We left Lobuche in the dark. I thought I had experienced cold on the way up but this morning was a new level of chill that battered its way through the layers of fleece and thermals I was wearing and directly into my bones. A dry wind was blowing down the valley, along the glacier and straight into my face. It came from the Everest area and the ice of the glacier sucked every last drop of moisture from it, making it dry as well as cold. Every breath I took in was icy and my body had to work hard to warm it up and moisten it, losing water as it did so. This is why drinking lots of water at altitude is important.

Although I was wearing gloves, my finger tips were feeling numb. Over the last couple of days I had taken part in a drug trial (with the approval of our trek doctor) and at Lobuche they had measured by blood oxygen level at 75%. While I was generally feeling fine, this was manifesting itself as poor circulation and I stopped briefly to pu on a pair of liner gloves as well as the thick insulated ones I had. I looked at my thermometer and it was telling me the temperature was -10c. Infact, it was much colder as the gauge didn’t measure below -10c. The tube of my water bladder froze despite insulation and it running under my armpit. Our trek doctor had measured it as -20c during the night and the sun was yet to make an appearance to warm things up.

Walking helped and I soon got into a rhythm. The first ascent of the day helped and by the time I’d got to the top of what was no more than a pimple, my body temperature had risen and I could feel my fingers again. And I was out of breath for the first of many times today. At over 5000m above sea level, there is around 50% of the air in every breath you inhale. Acclimatisation over the past few days had helped me cope but not completely and I was finding even the simplest climbs hard. But a slow pace and plenty of rest stops would mean getting there. nevertheless, the thought of the climb from Gorak Shep to Kala Patthar was daunting.

We were a slow group and had been all the way. Today was no exception and while about half the group were lagging behind as usual, the rest of us were waiting for them at every stop. As a result, we took four and a half hours to trek to Gorak Shep, the fuel stop before Kala Patthar. It was touch and go whether we had time to do it and to say I was frustrated as we made our way along the undulations of the glacier would be an understatement. But with 15 minutes to spare, we got to the lodge and second breakfast. Without waiting for the others, the ‘front’ group set off towards the slope leading to Kala Patthar.

To say the going was tough is an understatement. Up until summit night on Kilimanjaro in 2014, it remained the toughest thing I had ever done. Towards the end of the climb, I was counting the steps between stops to breath. Our guide was taking it easy but even so I found it difficult to keep up and most of the time my head was down, looking at the path ahead. I didn’t realise until more than half way up that I was in the lead; through no choice or effort but just because others had stopped for more or longer breaks. It gave me a little boost of confidence but I was drawing on every ounce of mental and physical strength to keep plodding on. The guide understood, having done this before, and was taking plenty of stops. Eventually, we stopped and I felt I couldn’t go on. I looked upt o see the grinning face of the young Nepali pointing to the flag pole and prayer flags. We were there.
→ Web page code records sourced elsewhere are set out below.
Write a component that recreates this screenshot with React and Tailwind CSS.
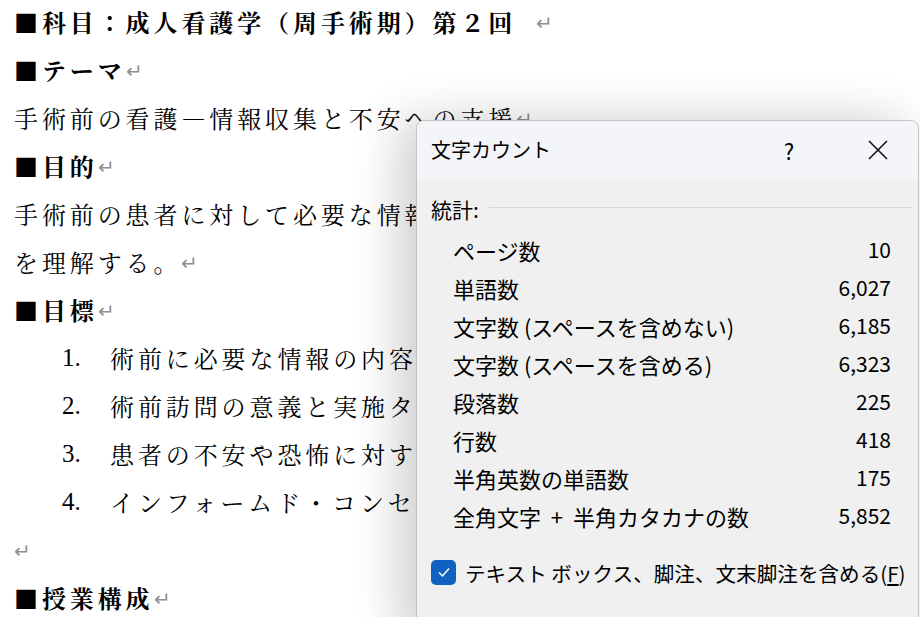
import React from "react";

const docFont = {
  fontFamily: '"Noto Serif CJK JP", "Noto Sans CJK JP", serif',
};
const numFont = { fontFamily: '"Liberation Serif", serif' };
const uiFont = { fontFamily: '"Noto Sans CJK JP", "Noto Sans", sans-serif' };

function Ret({ gap = false }) {
  return (
    <span className="text-[20px] text-[#8f8f8f] font-normal tracking-normal" style={uiFont}>
      {gap ? "\u3000" : ""}↵
    </span>
  );
}

function Line({ children, bold = false, indent = false }) {
  return (
    <div
      className={`h-[48px] flex items-center whitespace-nowrap text-[24px] tracking-[3.9px] text-black ${
        bold ? "font-bold" : ""
      } ${indent ? "pl-[62px]" : "pl-[14px]"}`}
    >
      {children}
    </div>
  );
}

function ListItem({ n, text }) {
  return (
    <Line indent>
      <span className="w-[48px] text-[25px] tracking-normal" style={numFont}>
        {n}.
      </span>
      <span>{text}</span>
    </Line>
  );
}

const stats = [
  ["ページ数", "10"],
  ["単語数", "6,027"],
  ["文字数 (スペースを含めない)", "6,185"],
  ["文字数 (スペースを含める)", "6,323"],
  ["段落数", "225"],
  ["行数", "418"],
  ["半角英数の単語数", "175"],
  ["全角文字 + 半角カタカナの数", "5,852"],
];

function WordCountDialog() {
  return (
    <div
      className="absolute left-[416px] top-[120px] w-[503px] h-[520px] rounded-t-[8px] border border-[#c4c4c4] bg-[#f0f0f0] shadow-[-16px_0_48px_rgba(0,0,0,0.2)] overflow-hidden"
      style={uiFont}
    >
      <div className="h-[58px] bg-[#f3f5f8] flex items-center pl-[14px] text-[20px] text-black">
        <span className="flex-1">文字カウント</span>
        <span className="w-[24px] text-center text-[22px] mr-[66px]">?</span>
        <svg width="22" height="22" viewBox="0 0 22 22" className="mr-[29px]">
          <path d="M2 2 L20 20 M20 2 L2 20" stroke="#111" strokeWidth="1.6" fill="none" />
        </svg>
      </div>
      <div className="flex items-center h-[28px] mt-[16px] pl-[14px] pr-[6px] text-[21px] leading-none">
        <span>統計:</span>
        <div className="flex-1 h-px bg-[#d8d8d8] ml-[10px] -mt-[4px]" />
      </div>
      <div className="mt-[8px] pl-[36px] pr-[27px]">
        {stats.map(([label, value]) => (
          <div key={label} className="h-[38px] flex items-center justify-between text-black">
            <span className="text-[22px] whitespace-pre">{label.replace(" + ", "  +  ")}</span>
            <span className="text-[21px]">{value}</span>
          </div>
        ))}
      </div>
      <div className="flex items-center mt-[21px] pl-[14px] text-[20.6px] text-black">
        <span className="w-[25px] h-[25px] rounded-[5px] bg-[#0f62c0] flex items-center justify-center">
          <svg width="14" height="14" viewBox="0 0 14 14">
            <path d="M2 7.5 L5.5 11 L12 3.5" stroke="white" strokeWidth="1.5" fill="none" />
          </svg>
        </span>
        <span className="ml-[9px] mt-[2px] whitespace-nowrap">
          テキスト ボックス、脚注、文末脚注を含める(<span className="underline underline-offset-2">F</span>)
        </span>
      </div>
    </div>
  );
}

export default function App() {
  return (
    <div className="relative w-[920px] h-[617px] bg-white overflow-hidden" style={docFont}>
      <div className="-mt-[2px]">
        <Line bold>
          ■科目：成人看護学（周手術期）第２回
          <Ret gap />
        </Line>
        <Line bold>
          ■テーマ
          <Ret />
        </Line>
        <Line>
          手術前の看護―情報収集と不安への支援
          <Ret />
        </Line>
        <Line bold>
          ■目的
          <Ret />
        </Line>
        <Line>手術前の患者に対して必要な情報収集と看護援助の方法</Line>
        <Line>
          を理解する。
          <Ret />
        </Line>
        <Line bold>
          ■目標
          <Ret />
        </Line>
        <ListItem n="1" text="術前に必要な情報の内容を説明できる。" />
        <ListItem n="2" text="術前訪問の意義と実施タイミングを述べる。" />
        <ListItem n="3" text="患者の不安や恐怖に対する援助を述べる。" />
        <ListItem n="4" text="インフォームド・コンセントを理解する。" />
        <Line>
          <Ret />
        </Line>
        <Line bold>
          ■授業構成
          <Ret />
        </Line>
      </div>
      <WordCountDialog />
    </div>
  );
}
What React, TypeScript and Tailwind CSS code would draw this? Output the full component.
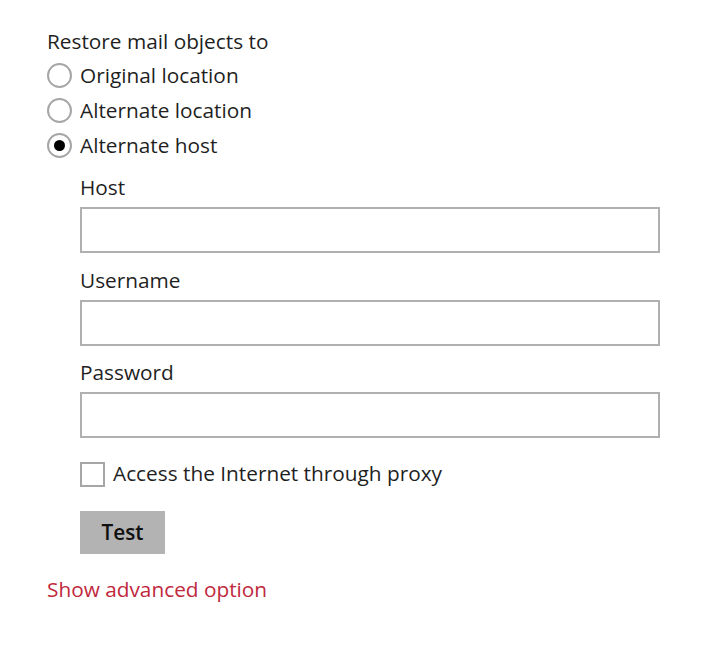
import React from "react";

function Radio({ checked, label }: { checked?: boolean; label: string }) {
  return (
    <div className="flex h-[35px] items-center">
      <span className="flex h-[25px] w-[25px] items-center justify-center rounded-full border-2 border-[#a6a6a6] bg-white">
        {checked && <span className="h-[11px] w-[11px] rounded-full bg-black" />}
      </span>
      <span className="ml-[8px]">{label}</span>
    </div>
  );
}

function Field({ label, mt }: { label: string; mt: string }) {
  return (
    <div className={mt}>
      <div className="flex h-[30px] items-center">{label}</div>
      <div className="mt-[4px] h-[46px] w-[580px] border-2 border-[#b0b0b0] bg-white" />
    </div>
  );
}

export default function App() {
  return (
    <div
      className="min-h-[649px] w-[720px] bg-white pl-[47px] pt-[26px] text-[20.8px] text-[#1f1f1f]"
      style={{ fontFamily: '"Open Sans", "Noto Sans", sans-serif' }}
    >
      <div className="flex h-[32px] items-center">Restore mail objects to</div>
      <Radio label="Original location" />
      <Radio label="Alternate location" />
      <Radio checked label="Alternate host" />
      <div className="ml-[33px]">
        <Field label="Host" mt="mt-[10px]" />
        <Field label="Username" mt="mt-[13px]" />
        <Field label="Password" mt="mt-[12px]" />
        <div className="mt-[21px] flex h-[30px] items-center">
          <span className="h-[25px] w-[25px] border-2 border-[#a6a6a6] bg-white" />
          <span className="ml-[8px]">Access the Internet through proxy</span>
        </div>
        <div className="mt-[22px] flex h-[43px] w-[85px] items-center justify-center bg-[#b3b3b3] font-semibold text-[#111]">
          Test
        </div>
      </div>
      <div className="mt-[21px] flex h-[30px] items-center text-[#c0283c]">Show advanced option</div>
    </div>
  );
}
I had made it to my personal goal. I can’t describe the feeling and to be honest, at first it was just one of ‘thank f**k that’s over’. A few minutes later, when I was breathing a little easier, I started to take notice of the things around me. Most notably, of course, was the absolutely stunning view of so many snow covered mountains. Everest lay ahead, it’s dark peak standing out against the white of the other mountains. A plume of spindrift was blowing from it’s summit as the jetstream scoured the rock of any loose snow. The air was so clear that Everest felt close enough to touch. The sky was a dark blue and the sun was harsh. All around, streams of prayer flags flapped in the string wind. It was cold, and only after a few minutes being stationary did I begin to notice. In photos, I have my rain jacket done up and the hood up, with a fleece hat underneath.
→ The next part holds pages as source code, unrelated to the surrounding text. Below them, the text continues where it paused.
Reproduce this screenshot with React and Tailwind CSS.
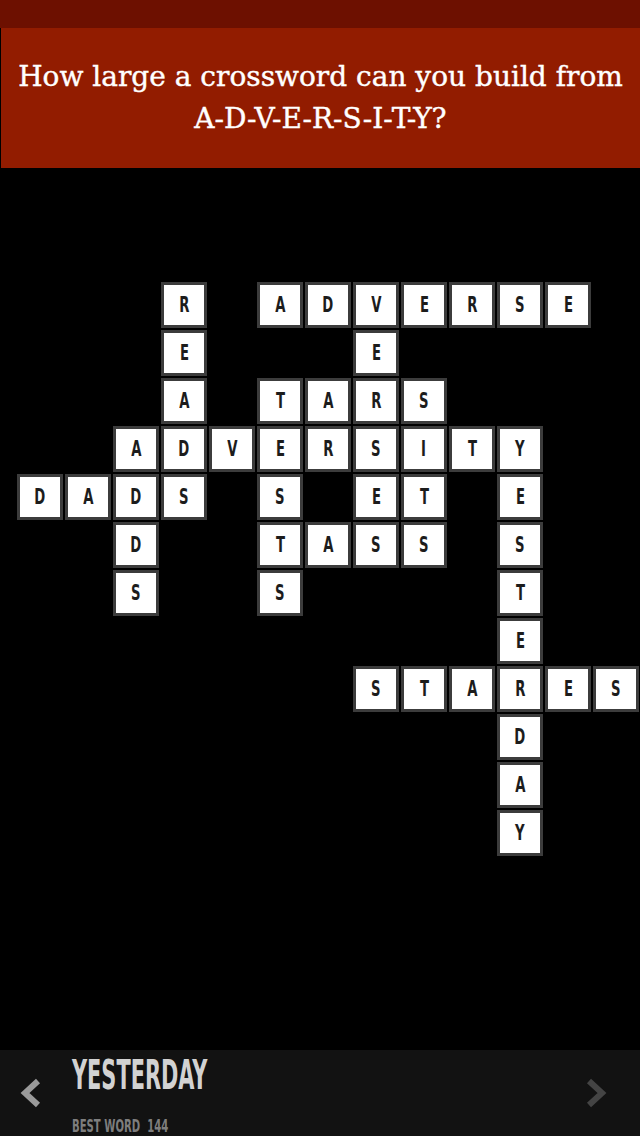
const ROWS = [
  '...R.ADVERSE.',
  '...E...E.....',
  '...A.TARS....',
  '..ADVERSITY..',
  'DADS.S.ET.E..',
  '..D..TASS.S..',
  '..S..S....T..',
  '..........E..',
  '.......STARES',
  '..........D..',
  '..........A..',
  '..........Y..',
];

function Chevron({ dir, className }) {
  const points = dir === 'left' ? '19,3 6,15 19,27' : '5,3 18,15 5,27';
  return (
    <svg width="24" height="30" viewBox="0 0 24 30" className={className}>
      <polyline points={points} fill="none" stroke="currentColor" strokeWidth="6" strokeLinejoin="miter" />
    </svg>
  );
}

function Cell({ ch }) {
  if (ch === '.') return <div className="h-[46px] w-[46px]" />;
  return (
    <div className="flex h-[46px] w-[46px] items-center justify-center border-[3px] border-[#3c3c3c] bg-white">
      <span className="inline-block scale-x-[0.7] text-[21px] font-bold leading-none text-[#1c1c1c] [font-family:'DejaVu_Sans_Condensed','DejaVu_Sans',sans-serif]">
        {ch}
      </span>
    </div>
  );
}

export default function App() {
  return (
    <div className="flex h-[1136px] w-[640px] flex-col overflow-hidden bg-black">
      {/* header */}
      <div className="h-[28px] bg-[#6d1000]" />
      <div className="ml-px flex h-[140px] items-center justify-center bg-[#921c00] text-center">
        <p className="text-[28px] leading-[42px] text-white [font-family:'DejaVu_Serif',serif] [-webkit-text-stroke:0.4px_white]">
          How large a crossword can you build from
          <br />
          A-D-V-E-R-S-I-T-Y?
        </p>
      </div>

      {/* board */}
      <div className="flex-1 pl-[17px] pt-[114px]">
        <div className="grid grid-cols-[repeat(13,46px)] gap-[2px]">
          {ROWS.map((row, r) =>
            row.split('').map((ch, c) => <Cell key={r + '-' + c} ch={ch} />)
          )}
        </div>
      </div>

      {/* footer */}
      <div className="flex h-[86px] items-start bg-[#121212]">
        <div className="flex h-full w-[72px] items-center pl-[19px]">
          <Chevron dir="left" className="text-[#9a9a9a]" />
        </div>
        <div className="flex flex-1 flex-col pt-[5px]">
          <span className="inline-block origin-left scale-x-[0.58] text-[40px] font-bold leading-[40px] text-[#d2d2d2] [font-family:'DejaVu_Sans_Condensed','DejaVu_Sans',sans-serif]">
            YESTERDAY
          </span>
          <span className="mt-[23px] inline-block origin-left scale-x-[0.66] text-[17px] font-bold leading-[16px] text-[#7e7e7e] [font-family:'DejaVu_Sans_Condensed','DejaVu_Sans',sans-serif]">
            BEST WORD&nbsp;&nbsp;144
          </span>
        </div>
        <div className="flex h-full items-center pr-[32px]">
          <Chevron dir="right" className="text-[#444444]" />
        </div>
      </div>
    </div>
  );
}
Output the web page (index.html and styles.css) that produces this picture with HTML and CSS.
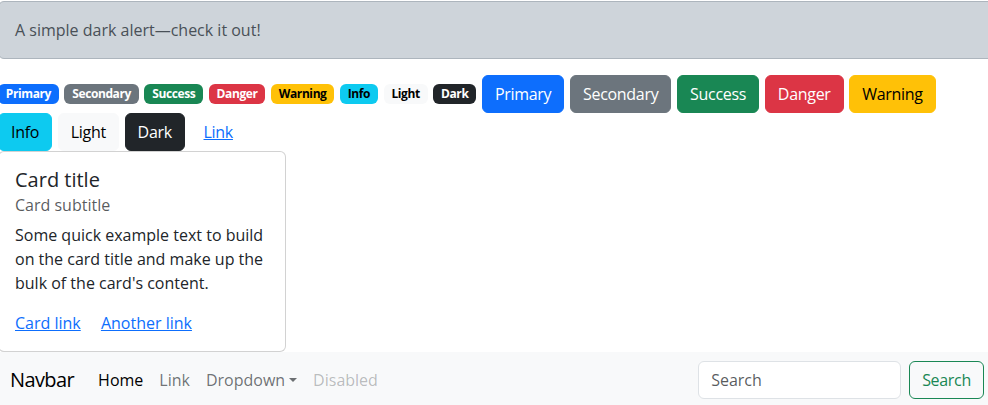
FILE: index.html
```html
<!DOCTYPE html>
<html lang="en">
<head>
<meta charset="utf-8">
<title>Components</title>
<link rel="stylesheet" href="styles.css">
</head>
<body>
<div class="page">
  <div class="alert">A simple dark alert—check it out!</div>

  <div class="items">
    <span class="badge bg-primary">Primary</span>
    <span class="badge bg-secondary">Secondary</span>
    <span class="badge bg-success">Success</span>
    <span class="badge bg-danger">Danger</span>
    <span class="badge bg-warning">Warning</span>
    <span class="badge bg-info">Info</span>
    <span class="badge bg-light">Light</span>
    <span class="badge bg-dark">Dark</span>
    <button class="btn btn-primary">Primary</button>
    <button class="btn btn-secondary">Secondary</button>
    <button class="btn btn-success">Success</button>
    <button class="btn btn-danger">Danger</button>
    <button class="btn btn-warning">Warning</button>
    <button class="btn btn-info">Info</button>
    <button class="btn btn-light">Light</button>
    <button class="btn btn-dark">Dark</button>
    <button class="btn btn-link">Link</button>
  </div>

  <div class="card">
    <div class="card-body">
      <h5 class="card-title">Card title</h5>
      <h6 class="card-subtitle">Card subtitle</h6>
      <p class="card-text">Some quick example text to build on the card title and make up the bulk of the card's content.</p>
      <a href="#" class="card-link">Card link</a>
      <a href="#" class="card-link">Another link</a>
    </div>
  </div>

  <nav class="navbar">
    <a class="navbar-brand" href="#">Navbar</a>
    <ul class="nav">
      <li><a class="nav-link active" href="#">Home</a></li>
      <li><a class="nav-link" href="#">Link</a></li>
      <li><a class="nav-link dropdown" href="#">Dropdown</a></li>
      <li><span class="nav-link disabled">Disabled</span></li>
    </ul>
    <form class="search">
      <input class="search-input" type="search" placeholder="Search">
      <button class="btn btn-outline-success" type="button">Search</button>
    </form>
  </nav>
</div>
</body>
</html>
```
FILE: styles.css
```css
html, body {
  margin: 0;
  padding: 0;
  overflow: hidden;
  background: #fff;
}

body {
  font-family: "Open Sans", "Noto Sans", sans-serif;
  font-size: 16px;
  line-height: 1.5;
  color: #212529;
}

.page {
  width: 998px;
  margin-left: -2px;
  padding-top: 1px;
}

.alert {
  padding: 16px;
  margin-bottom: 16px;
  border: 1px solid #adb5bd;
  border-radius: 6px;
  background: #ced4da;
  color: #495057;
}

.items {
  display: flex;
  flex-wrap: wrap;
  align-items: center;
  column-gap: 5.7px;
  max-width: 985px;
}

.badge {
  display: inline-block;
  padding: 4.2px 7.8px;
  font-size: 12px;
  font-weight: 700;
  line-height: 1;
  letter-spacing: -0.4px;
  border-radius: 6px;
  color: #fff;
  white-space: nowrap;
}

.bg-primary { background: #0d6efd; }
.bg-secondary { background: #6c757d; }
.bg-success { background: #198754; }
.bg-danger { background: #dc3545; }
.bg-warning { background: #ffc107; color: #000; }
.bg-info { background: #0dcaf0; color: #000; }
.bg-light { background: #f8f9fa; color: #000; }
.bg-dark { background: #212529; }

.btn {
  display: inline-block;
  padding: 6px 12px;
  font-family: inherit;
  font-size: 16px;
  font-weight: 400;
  line-height: 24px;
  letter-spacing: -0.3px;
  border: 1px solid transparent;
  border-radius: 6px;
  background: transparent;
  color: #fff;
  cursor: pointer;
}

.btn-primary { background: #0d6efd; border-color: #0d6efd; }
.btn-secondary { background: #6c757d; border-color: #6c757d; }
.btn-success { background: #198754; border-color: #198754; }
.btn-danger { background: #dc3545; border-color: #dc3545; }
.btn-warning { background: #ffc107; border-color: #ffc107; color: #000; }
.btn-info { background: #0dcaf0; border-color: #0dcaf0; color: #000; }
.btn-light { background: #f8f9fa; border-color: #f8f9fa; color: #000; }
.btn-dark { background: #212529; border-color: #212529; }
.btn-link { color: #0d6efd; text-decoration: underline; }
.btn-outline-success { color: #198754; border-color: #198754; background: transparent; }

.card {
  width: 288px;
  box-sizing: border-box;
  border: 1px solid rgba(0, 0, 0, 0.175);
  border-radius: 6px;
  background: #fff;
}

.card-body {
  padding: 16px;
}

.card-title {
  margin: 0 0 8px;
  font-size: 20px;
  font-weight: 500;
  line-height: 1.2;
}

.card-subtitle {
  margin: -4px 0 8px;
  font-size: 16px;
  font-weight: 400;
  line-height: 1.2;
  color: rgba(33, 37, 41, 0.75);
}

.card-text {
  margin: 0 0 16px;
}

.card-link {
  color: #0d6efd;
  text-decoration: underline;
}

.card-link + .card-link {
  margin-left: 16px;
}

.navbar {
  display: flex;
  align-items: center;
  padding: 8px 12px;
  background: #f8f9fa;
}

.navbar-brand {
  padding: 5px 0;
  margin-right: 16px;
  font-size: 20px;
  letter-spacing: -0.6px;
  color: #000;
  text-decoration: none;
}

.nav {
  display: flex;
  margin: 0;
  padding: 0;
  list-style: none;
}

.nav-link {
  display: block;
  padding: 8px;
  color: rgba(33, 37, 41, 0.65);
  text-decoration: none;
}

.nav-link.active { color: #000; }
.nav-link.disabled { color: rgba(33, 37, 41, 0.3); }

.dropdown::after {
  content: "";
  display: inline-block;
  margin-left: 4px;
  vertical-align: 4px;
  border-top: 4.8px solid;
  border-left: 4.8px solid transparent;
  border-right: 4.8px solid transparent;
}

.search {
  display: flex;
  margin: 0 0 0 auto;
}

.search-input {
  width: 203px;
  box-sizing: border-box;
  margin-right: 8px;
  padding: 6px 12px;
  font-family: inherit;
  font-size: 16px;
  line-height: 24px;
  color: #212529;
  background: #fff;
  border: 1px solid #dee2e6;
  border-radius: 6px;
  outline: none;
}

.search-input::placeholder {
  color: rgba(33, 37, 41, 0.75);
}
```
At one point, the wind blew a few of us off our feet and we sought shelter in the lee of some rocks. Our trek doctor, from West Wales, sang the Welsh national anthem and that was quite emotional. I finally remembered to take photos and spent a few minutes snapping away, followed by a few more taking photos of others. Below me, the Khumbu Icefall spilled out of the Western Cwm and turned to head down south the way we had come. The site of base camp was clearly visible; there were no expeditions this late in the season. South, all I could see were more mountains. I could have stayed there all day.
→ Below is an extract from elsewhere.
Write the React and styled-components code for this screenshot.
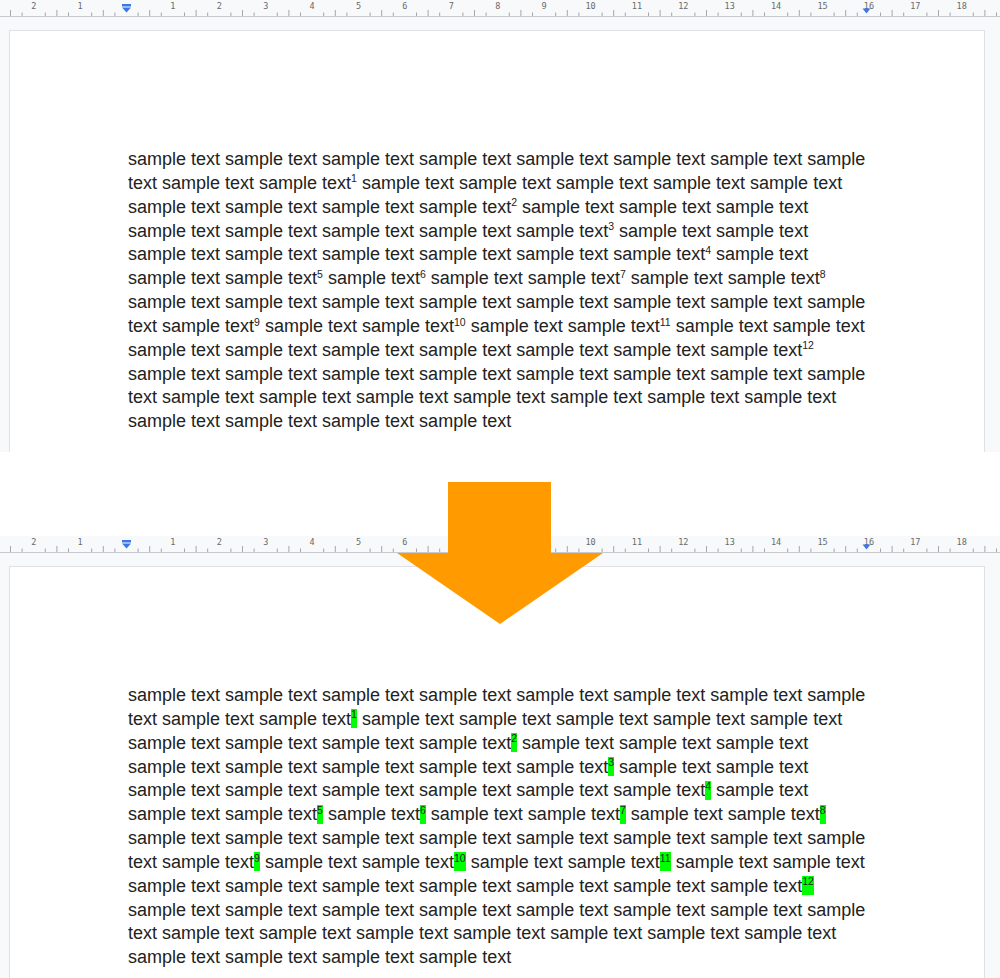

But I couldn’t, because we had to descent before darkness. The path is quite slippery with gravel and buried rocks to trip the unwary. It’s well known that most accidents on the mountain happen on the way down and I didn’t want to end the trek being carried out on a stretcher. It took a knee crunching 90 minutes to descend and we strung out as we each found our own pace. It was certainly easier than the ascent, but it wasn’t easy as I tried to avoid slipping on the gravel and kicking up too much dust. Eventually I walked into the dining room of the lodge where cheers and applause from those who had stayed behind accompanied each person as they entered. A hot drink was most welcome, and an early night was inevitable.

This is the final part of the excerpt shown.